• **THE TASK**
From the listing below, pull out all lines with "styles" in them.

Items from a dataset
-- start --

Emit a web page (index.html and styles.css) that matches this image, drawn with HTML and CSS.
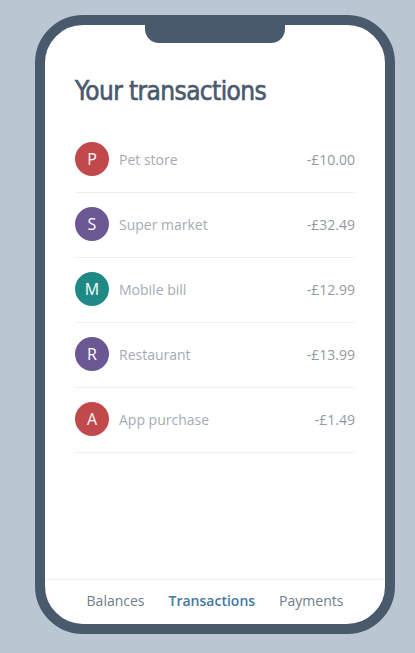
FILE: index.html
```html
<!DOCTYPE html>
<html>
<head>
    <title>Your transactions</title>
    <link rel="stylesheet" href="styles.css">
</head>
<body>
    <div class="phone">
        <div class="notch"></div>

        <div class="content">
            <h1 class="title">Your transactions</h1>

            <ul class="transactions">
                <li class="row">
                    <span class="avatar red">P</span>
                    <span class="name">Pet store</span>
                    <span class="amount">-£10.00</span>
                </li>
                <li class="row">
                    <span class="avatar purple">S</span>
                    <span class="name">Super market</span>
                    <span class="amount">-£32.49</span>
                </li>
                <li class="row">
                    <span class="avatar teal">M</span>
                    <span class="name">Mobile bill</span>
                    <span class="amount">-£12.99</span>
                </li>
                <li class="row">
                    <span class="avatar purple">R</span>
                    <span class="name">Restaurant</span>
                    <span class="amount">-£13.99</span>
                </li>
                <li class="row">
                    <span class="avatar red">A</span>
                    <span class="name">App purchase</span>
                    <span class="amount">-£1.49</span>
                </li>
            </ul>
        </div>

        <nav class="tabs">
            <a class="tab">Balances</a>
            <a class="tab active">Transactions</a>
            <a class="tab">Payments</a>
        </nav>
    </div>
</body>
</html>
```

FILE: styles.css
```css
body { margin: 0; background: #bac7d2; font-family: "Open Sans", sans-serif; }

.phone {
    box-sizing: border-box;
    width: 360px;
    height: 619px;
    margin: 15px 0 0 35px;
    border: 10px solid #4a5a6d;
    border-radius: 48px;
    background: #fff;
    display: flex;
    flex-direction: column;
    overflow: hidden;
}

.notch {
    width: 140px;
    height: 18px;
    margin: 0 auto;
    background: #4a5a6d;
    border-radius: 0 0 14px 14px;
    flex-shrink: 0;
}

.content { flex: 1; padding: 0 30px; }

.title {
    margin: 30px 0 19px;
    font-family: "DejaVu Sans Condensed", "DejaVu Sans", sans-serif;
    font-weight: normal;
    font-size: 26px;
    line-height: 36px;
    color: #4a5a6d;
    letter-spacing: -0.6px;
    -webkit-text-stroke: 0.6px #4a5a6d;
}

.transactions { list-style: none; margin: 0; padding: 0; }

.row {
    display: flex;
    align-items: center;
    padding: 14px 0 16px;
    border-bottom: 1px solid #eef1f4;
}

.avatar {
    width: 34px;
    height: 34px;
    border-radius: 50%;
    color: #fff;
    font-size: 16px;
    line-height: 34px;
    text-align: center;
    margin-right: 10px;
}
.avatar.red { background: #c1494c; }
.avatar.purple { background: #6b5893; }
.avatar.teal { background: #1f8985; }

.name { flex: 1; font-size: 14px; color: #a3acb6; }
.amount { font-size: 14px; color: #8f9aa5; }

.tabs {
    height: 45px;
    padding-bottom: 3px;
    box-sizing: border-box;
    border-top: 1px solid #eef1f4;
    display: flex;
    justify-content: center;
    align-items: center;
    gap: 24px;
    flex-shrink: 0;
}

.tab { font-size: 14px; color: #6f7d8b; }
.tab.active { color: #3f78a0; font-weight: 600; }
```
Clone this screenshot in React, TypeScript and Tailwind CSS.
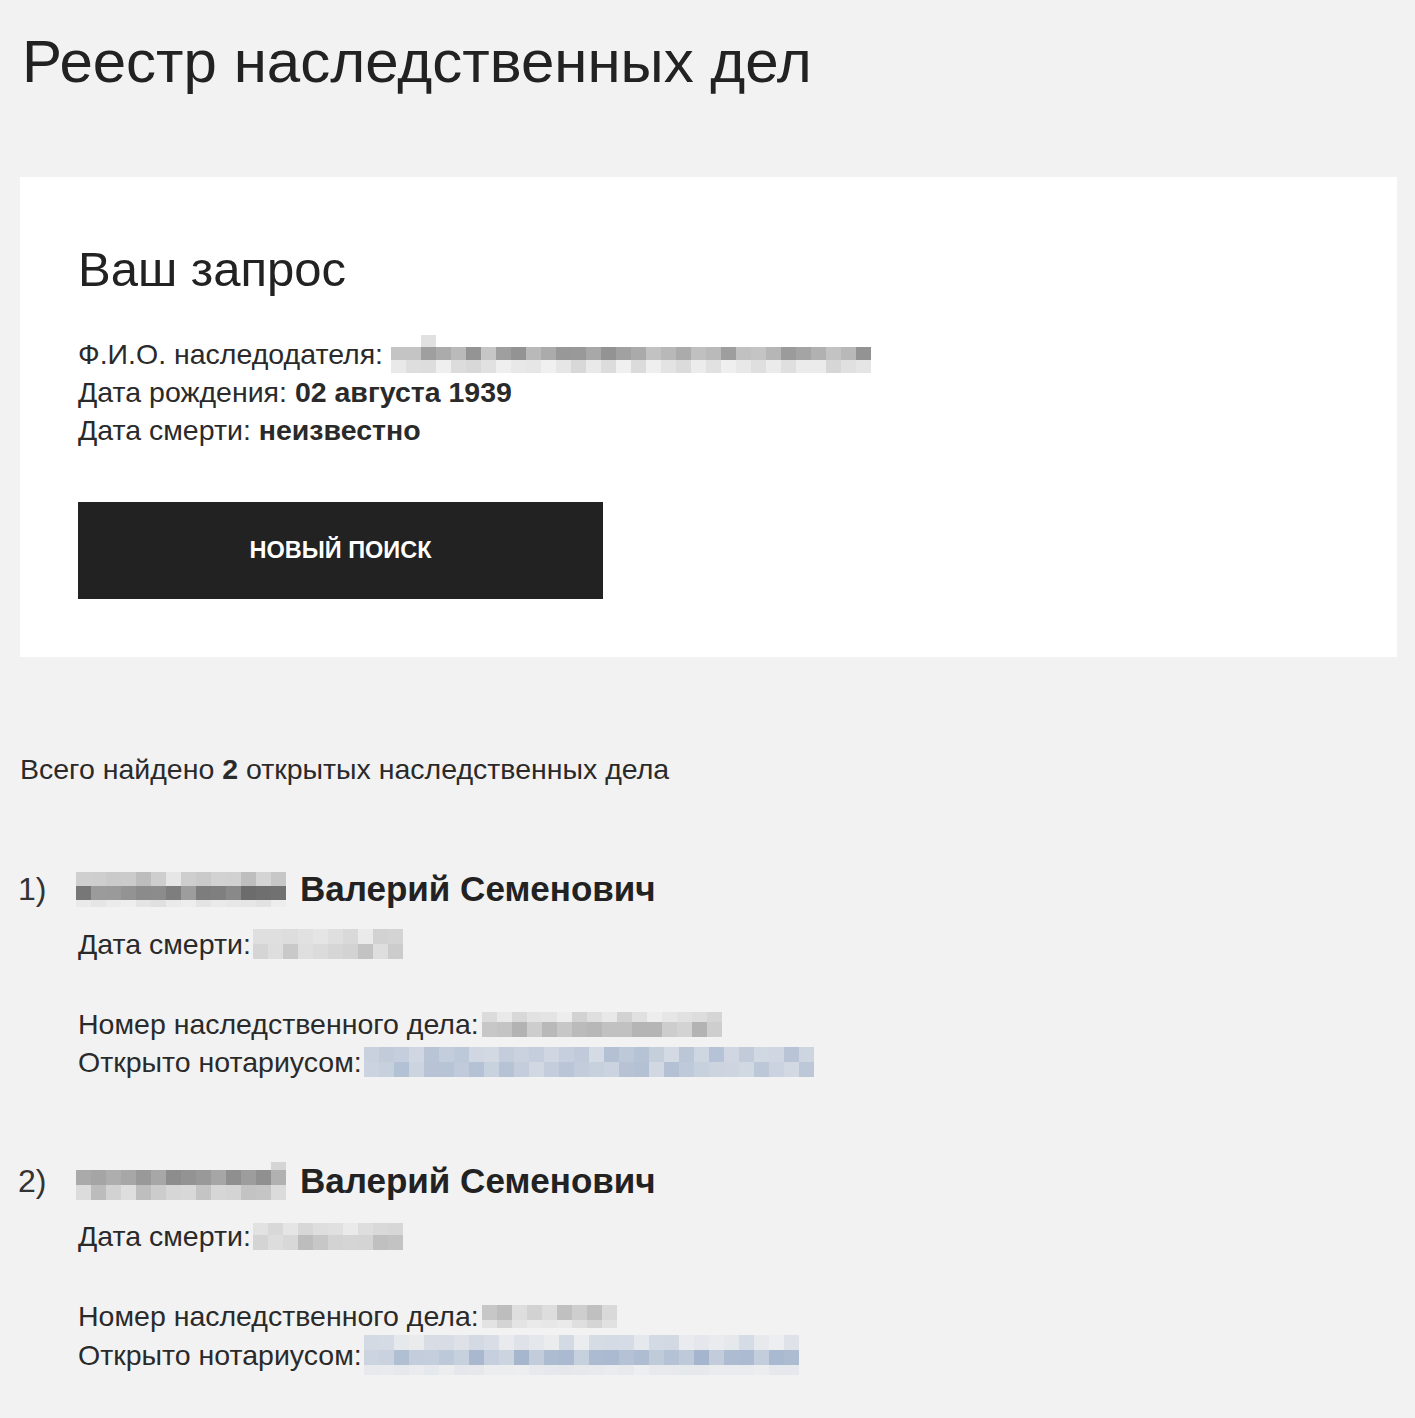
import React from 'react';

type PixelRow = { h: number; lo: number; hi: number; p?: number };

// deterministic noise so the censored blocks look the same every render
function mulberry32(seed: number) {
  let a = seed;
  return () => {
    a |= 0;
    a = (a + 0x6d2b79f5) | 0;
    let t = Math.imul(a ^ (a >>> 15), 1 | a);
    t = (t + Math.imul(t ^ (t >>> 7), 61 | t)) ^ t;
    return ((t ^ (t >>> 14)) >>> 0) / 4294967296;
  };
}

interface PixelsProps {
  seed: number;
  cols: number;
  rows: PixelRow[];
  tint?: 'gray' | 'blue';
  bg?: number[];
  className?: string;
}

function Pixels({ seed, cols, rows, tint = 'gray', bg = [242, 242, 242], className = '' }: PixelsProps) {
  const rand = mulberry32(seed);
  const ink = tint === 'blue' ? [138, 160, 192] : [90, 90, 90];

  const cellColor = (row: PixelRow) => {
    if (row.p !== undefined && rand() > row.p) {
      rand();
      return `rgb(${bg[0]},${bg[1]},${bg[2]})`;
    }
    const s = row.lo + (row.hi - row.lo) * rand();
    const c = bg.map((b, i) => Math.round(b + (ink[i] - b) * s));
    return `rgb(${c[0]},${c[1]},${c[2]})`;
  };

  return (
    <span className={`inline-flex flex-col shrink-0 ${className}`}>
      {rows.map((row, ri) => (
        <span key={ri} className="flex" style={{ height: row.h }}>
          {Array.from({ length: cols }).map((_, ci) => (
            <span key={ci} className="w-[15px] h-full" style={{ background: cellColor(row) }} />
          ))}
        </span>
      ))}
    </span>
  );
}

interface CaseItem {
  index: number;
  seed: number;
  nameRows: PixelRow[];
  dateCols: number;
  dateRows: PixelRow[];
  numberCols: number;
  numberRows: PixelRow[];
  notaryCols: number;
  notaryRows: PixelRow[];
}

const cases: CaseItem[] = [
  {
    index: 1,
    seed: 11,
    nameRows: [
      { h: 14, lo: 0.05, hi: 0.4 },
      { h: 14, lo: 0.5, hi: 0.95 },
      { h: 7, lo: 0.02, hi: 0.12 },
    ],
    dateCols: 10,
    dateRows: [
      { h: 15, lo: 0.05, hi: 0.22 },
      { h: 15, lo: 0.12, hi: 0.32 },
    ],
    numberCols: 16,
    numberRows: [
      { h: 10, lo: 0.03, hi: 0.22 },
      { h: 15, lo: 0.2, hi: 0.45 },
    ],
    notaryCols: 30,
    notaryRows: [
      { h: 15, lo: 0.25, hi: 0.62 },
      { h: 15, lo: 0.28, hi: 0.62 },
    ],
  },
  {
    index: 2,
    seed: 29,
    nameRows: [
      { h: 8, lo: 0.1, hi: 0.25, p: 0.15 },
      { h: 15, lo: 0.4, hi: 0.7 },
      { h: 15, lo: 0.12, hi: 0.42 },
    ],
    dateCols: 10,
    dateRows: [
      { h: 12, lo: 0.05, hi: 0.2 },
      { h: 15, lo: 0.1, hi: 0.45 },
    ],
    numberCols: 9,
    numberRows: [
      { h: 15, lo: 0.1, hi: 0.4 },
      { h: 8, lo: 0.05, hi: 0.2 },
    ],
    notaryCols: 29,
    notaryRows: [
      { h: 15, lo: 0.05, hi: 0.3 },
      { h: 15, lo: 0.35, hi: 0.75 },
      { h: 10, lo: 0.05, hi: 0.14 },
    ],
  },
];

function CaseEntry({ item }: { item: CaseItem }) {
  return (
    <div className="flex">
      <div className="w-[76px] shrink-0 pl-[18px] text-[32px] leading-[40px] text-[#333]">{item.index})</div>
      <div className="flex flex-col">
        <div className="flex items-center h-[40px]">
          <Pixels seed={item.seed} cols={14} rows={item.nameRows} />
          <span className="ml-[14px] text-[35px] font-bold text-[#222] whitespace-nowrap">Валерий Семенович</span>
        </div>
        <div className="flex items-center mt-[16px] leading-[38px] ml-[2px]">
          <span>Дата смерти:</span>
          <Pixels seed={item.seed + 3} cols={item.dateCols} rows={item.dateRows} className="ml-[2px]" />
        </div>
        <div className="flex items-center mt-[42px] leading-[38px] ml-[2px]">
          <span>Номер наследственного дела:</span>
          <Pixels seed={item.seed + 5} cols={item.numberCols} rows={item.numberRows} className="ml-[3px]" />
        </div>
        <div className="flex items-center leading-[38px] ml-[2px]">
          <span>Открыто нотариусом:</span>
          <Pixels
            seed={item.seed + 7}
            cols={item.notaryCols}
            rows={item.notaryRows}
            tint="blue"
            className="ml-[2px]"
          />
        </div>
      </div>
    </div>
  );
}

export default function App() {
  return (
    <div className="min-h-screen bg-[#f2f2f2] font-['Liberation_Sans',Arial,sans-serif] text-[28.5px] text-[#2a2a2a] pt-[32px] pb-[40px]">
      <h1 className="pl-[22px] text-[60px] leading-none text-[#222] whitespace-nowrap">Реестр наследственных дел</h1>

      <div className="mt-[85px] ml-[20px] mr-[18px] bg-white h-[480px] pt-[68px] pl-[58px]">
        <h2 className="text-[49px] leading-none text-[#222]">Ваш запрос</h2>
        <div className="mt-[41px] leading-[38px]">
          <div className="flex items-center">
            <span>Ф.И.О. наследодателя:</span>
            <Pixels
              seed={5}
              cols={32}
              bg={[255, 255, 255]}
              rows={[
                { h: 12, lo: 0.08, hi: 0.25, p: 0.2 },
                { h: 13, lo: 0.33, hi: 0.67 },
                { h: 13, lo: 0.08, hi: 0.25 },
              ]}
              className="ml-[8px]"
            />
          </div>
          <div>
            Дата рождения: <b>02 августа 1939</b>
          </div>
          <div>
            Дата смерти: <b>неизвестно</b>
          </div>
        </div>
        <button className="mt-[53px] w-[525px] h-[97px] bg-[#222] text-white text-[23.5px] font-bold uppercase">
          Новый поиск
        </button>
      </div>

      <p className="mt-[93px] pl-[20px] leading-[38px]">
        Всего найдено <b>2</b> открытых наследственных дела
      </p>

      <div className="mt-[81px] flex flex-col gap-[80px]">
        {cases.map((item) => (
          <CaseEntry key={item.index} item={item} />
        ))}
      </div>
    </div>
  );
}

-- end --

• **FULL ANSWER**
Emit a web page (index.html and styles.css) that matches this image, drawn with HTML and CSS.
    <link rel="stylesheet" href="styles.css">
FILE: styles.css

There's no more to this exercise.